Thursday, December 10, 2009

Sodom, Gomorrah and the rain of fire

Some 5,000 years ago, God's wrath at the towns of Sodom and Gomorrah was such that it could only be appeased by destruction of the towns and all the residents, except one just man, Lot. God calls Lot and tells him to take his family and flee to the hills to avoid certain destruction. Lot pleads with God that there must be 50 good men living in the two towns. God replies that if Lot can find 50 good men, He will spare the towns. Lot argues God down to 10 men, and sets out to find 10 just residents in the towns. While Lot is still seeking, God sends an angel to Lot"s town in the form of a young stranger. Jewish courtesy required that the stranger be treated better than one's own family, so Lot invites the stranger to stay in his home.

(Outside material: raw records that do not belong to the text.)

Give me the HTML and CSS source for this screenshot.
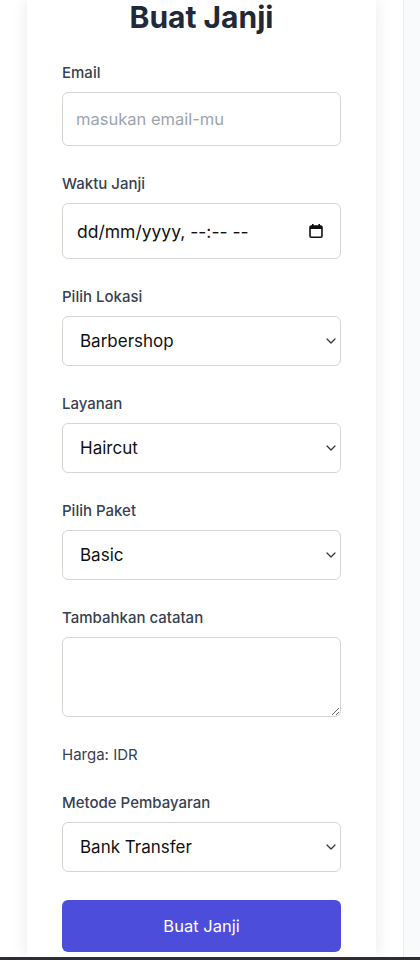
FILE: index.html
```html
<!DOCTYPE html>
<html lang="id">
<head>
<meta charset="utf-8">
<title>Buat Janji</title>
<link rel="stylesheet" href="styles.css">
</head>
<body>
<div class="screen">
  <main class="main">
    <section class="card">
      <h1 class="title">Buat Janji</h1>
      <form class="form">
        <div class="field">
          <label class="label" for="email">Email</label>
          <input class="control control-email" id="email" type="email" placeholder="masukan email-mu">
        </div>
        <div class="field">
          <label class="label" for="waktu">Waktu Janji</label>
          <div class="control control-date" id="waktu">
            <span class="date-text">dd/mm/yyyy, --:-- --</span>
            <svg class="cal-icon" width="14" height="14" viewBox="0 0 14 14" aria-hidden="true">
              <rect x="3" y="0" width="1.6" height="3" fill="#111"/>
              <rect x="9.4" y="0" width="1.6" height="3" fill="#111"/>
              <rect x="1" y="2" width="12" height="11.2" rx="1.2" fill="none" stroke="#111" stroke-width="1.6"/>
              <rect x="1" y="2" width="12" height="3" fill="#111"/>
            </svg>
          </div>
        </div>
        <div class="field">
          <label class="label" for="lokasi">Pilih Lokasi</label>
          <div class="select-wrap">
            <select class="control control-select" id="lokasi"><option>Barbershop</option></select>
            <svg class="chev" width="10" height="6" viewBox="0 0 10 6" aria-hidden="true"><path d="M1 1 L5 5 L9 1" fill="none" stroke="#333" stroke-width="1.2" stroke-linecap="round" stroke-linejoin="round"/></svg>
          </div>
        </div>
        <div class="field">
          <label class="label" for="layanan">Layanan</label>
          <div class="select-wrap">
            <select class="control control-select" id="layanan"><option>Haircut</option></select>
            <svg class="chev" width="10" height="6" viewBox="0 0 10 6" aria-hidden="true"><path d="M1 1 L5 5 L9 1" fill="none" stroke="#333" stroke-width="1.2" stroke-linecap="round" stroke-linejoin="round"/></svg>
          </div>
        </div>
        <div class="field">
          <label class="label" for="paket">Pilih Paket</label>
          <div class="select-wrap">
            <select class="control control-select" id="paket"><option>Basic</option></select>
            <svg class="chev" width="10" height="6" viewBox="0 0 10 6" aria-hidden="true"><path d="M1 1 L5 5 L9 1" fill="none" stroke="#333" stroke-width="1.2" stroke-linecap="round" stroke-linejoin="round"/></svg>
          </div>
        </div>
        <div class="field">
          <label class="label" for="catatan">Tambahkan catatan</label>
          <textarea class="control control-textarea" id="catatan"></textarea>
        </div>
        <p class="price">Harga: IDR</p>
        <div class="field">
          <label class="label" for="bayar">Metode Pembayaran</label>
          <div class="select-wrap">
            <select class="control control-select" id="bayar"><option>Bank Transfer</option></select>
            <svg class="chev" width="10" height="6" viewBox="0 0 10 6" aria-hidden="true"><path d="M1 1 L5 5 L9 1" fill="none" stroke="#333" stroke-width="1.2" stroke-linecap="round" stroke-linejoin="round"/></svg>
          </div>
        </div>
        <button class="submit" type="button">Buat Janji</button>
      </form>
    </section>
  </main>
  <div class="scrollbar"></div>
</div>
<div class="dock"></div>
</body>
</html>
```

FILE: styles.css
```css
* {
  box-sizing: border-box;
}

html, body {
  margin: 0;
  padding: 0;
}

body {
  width: 420px;
  height: 960px;
  overflow: hidden;
  display: flex;
  flex-direction: column;
  background: #ffffff;
  font-family: "Inter", "Liberation Sans", sans-serif;
  color: #374151;
}

.screen {
  flex: 1;
  display: flex;
  min-height: 0;
}

.main {
  flex: 1;
  display: flex;
  justify-content: center;
  background: #ffffff;
}

.scrollbar {
  width: 17px;
  background: #f9fafb;
  border-left: 1px solid #ececee;
}

.card {
  width: 349px;
  background: #ffffff;
  padding: 0 35px;
  box-shadow: 0 0 16px rgba(0, 0, 0, 0.09);
}

.title {
  margin: 0 0 29px;
  font-size: 30px;
  line-height: 34px;
  font-weight: 700;
  text-align: center;
  color: #1f2937;
}

.form {
  display: flex;
  flex-direction: column;
  gap: 28px;
}

.field {
  display: flex;
  flex-direction: column;
  gap: 9px;
}

.label {
  font-size: 15px;
  line-height: 20px;
  font-weight: 500;
  color: #374151;
}

.control {
  display: block;
  width: 100%;
  margin: 0;
  border: 1px solid #d4d5da;
  border-radius: 6px;
  background: #ffffff;
  font-family: "Inter", "Liberation Sans", sans-serif;
  font-size: 16.5px;
  color: #111111;
  outline: none;
}

.control-email {
  height: 54px;
  padding: 0 13px;
}

.control-email::placeholder {
  color: #9ca3af;
}

.control-date {
  height: 56px;
  padding: 0 17px 0 14px;
  display: flex;
  align-items: center;
  justify-content: space-between;
}

.date-text {
  font-size: 17.5px;
  color: #111111;
}

.select-wrap {
  position: relative;
}

.control-select {
  height: 50px;
  padding: 0 30px 0 17px;
  appearance: none;
  -webkit-appearance: none;
  font-size: 17px;
}

.chev {
  position: absolute;
  right: 5px;
  top: 22px;
}

.control-textarea {
  height: 80px;
  padding: 10px 13px;
  resize: vertical;
}

.price {
  margin: 0;
  font-size: 15px;
  line-height: 20px;
  color: #374151;
}

.submit {
  height: 52px;
  width: 100%;
  border: none;
  border-radius: 6px;
  background: #4c4edb;
  color: #ffffff;
  font-family: "Inter", "Liberation Sans", sans-serif;
  font-size: 16.5px;
  cursor: pointer;
}

.dock {
  height: 3px;
  background: #2b2e34;
}
```
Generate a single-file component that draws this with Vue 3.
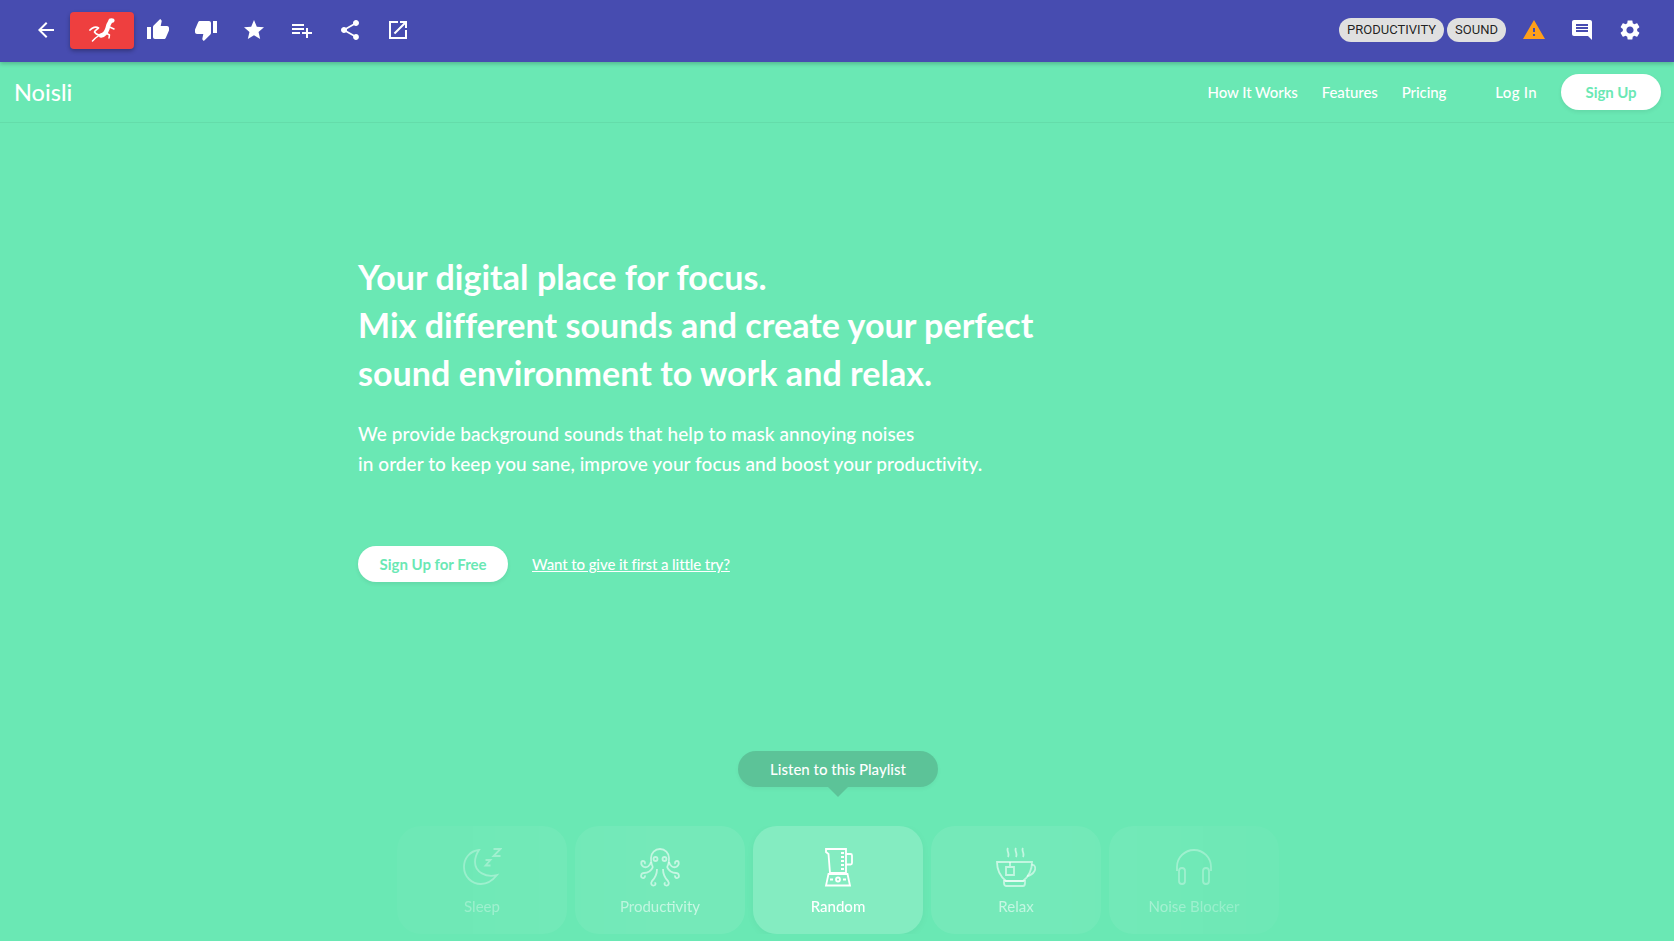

That evening, the men of the towns come to Lot's door to demand that he present the stranger so that they may know him. Lot responds from his doorway that he cannot do that, but the men may have his virgin daughters to know in his place. The men demand the stranger and not the girls. I don't remember how the story ends, but the stranger and Lot's daughters are spared. Lot finally accepts that this situaltion cannot be allowed to go on. He has searched diligently and found not one other just man in the two towns. He takes his family and flees to the hills as fire rains down and Sodom and Gomorrah are destroyed. The story is strange and very disturbing. It is hard to imagine a place so vicious that the entire male population would band together to violate a visitor in the home of a resident merely because he was there.
Archeologists have recently discovered two towns in close proximity that seem to be of the right age and in the right place . The site is very ancient, and the towns were destroyed by fire from the sky. They were buried in a volcanic eruption.
I have been reading the ancient Hebrew stories in literary translation by Robert Alter because I am interested in very ancient civilizations and cultures. I came to the brillian insight that the Jewish Bible is full of ancient stories that can legitimately read as stories of a culture that claims to go back 5,000 years. And the stories are right there in the Bible on one's shelf. The one with the family tree. No one knows how old these stories are because they were transmitted orally in prehistory. I need to say here that History is commonly definend as written history. Homer's stories, Gilgamesh and stories from all over the world have been told to and memorized by one generation of people after another before they are written down. Details of the stories change over generations, and morals have been added. Stories have passed from one culture to another so that stories that have been taken as literal truth or morality tales turn out to have almost exact paralells in say Assyrian or Babylonian culture. Many people, including me, think that these stories contain factual truth disguised and buried under primitive science and cultural influence.
I am going to add a note here about science. The human brain has not changed much in millions of years. The same mind that figured out black holes and string theory was applied to volacnic eruptions in prehistory. Those minds had a real interest in knowing why fire rained from the sky ,and mountains exploded with rock, ash, and fire. They actually had a real interest in why rain rained from the sky. However, they did not have much information and a man might very well live his entire life within five miles of the place in which he was born. Some of those people were authors and made stories to explain why home was now a pile of rubble, and these stories were passed down by old men to young men in school and over the fire at night. Eventually, Homer told his stories to a scribe and we have The Odyssey. We also have this very strange story about towns so evil that the men of the town demand the body of a stranger because he is a stranger.
In the first place, it really was Jewish custom to treat the stranger with extreme courtesy, so these men were violating and important cultural law. In the second place, a town where the male population was preoccupied with the rape of male visitors would probably not have lasted very long. Life was hard, and people for the most part were preoccupied with keeping God happy to avoid certain destruction and providing for the needs of themselves and their families. I was lying on the couch staring at the ceiling wondering about this story for some reason when a solution came to me. The towns absolutely existed and were fairly prosperous. Fire did rain from the sky obliterating the towns and the people. This horror was so terrible that it could only have been caused by a very angry God. If God is that angry, then the people deserved to die in this horrific way. What could they possibly have done to deserve such a fate? So the story. Ancient Hebrew literature is full of stories of people who find out they have grievously offended God when he smites them, and they are always very sorry. The ancient Hebrew God is loving, angry, unpredictable, and unfair. He exists complete in himself, and man exists to please him. The story is part of an ancient cultural tradition that makes it clear that God does not tolerate inhumane treatment of the stranger. Now I'm waiting for Dr. Alter to translate Job.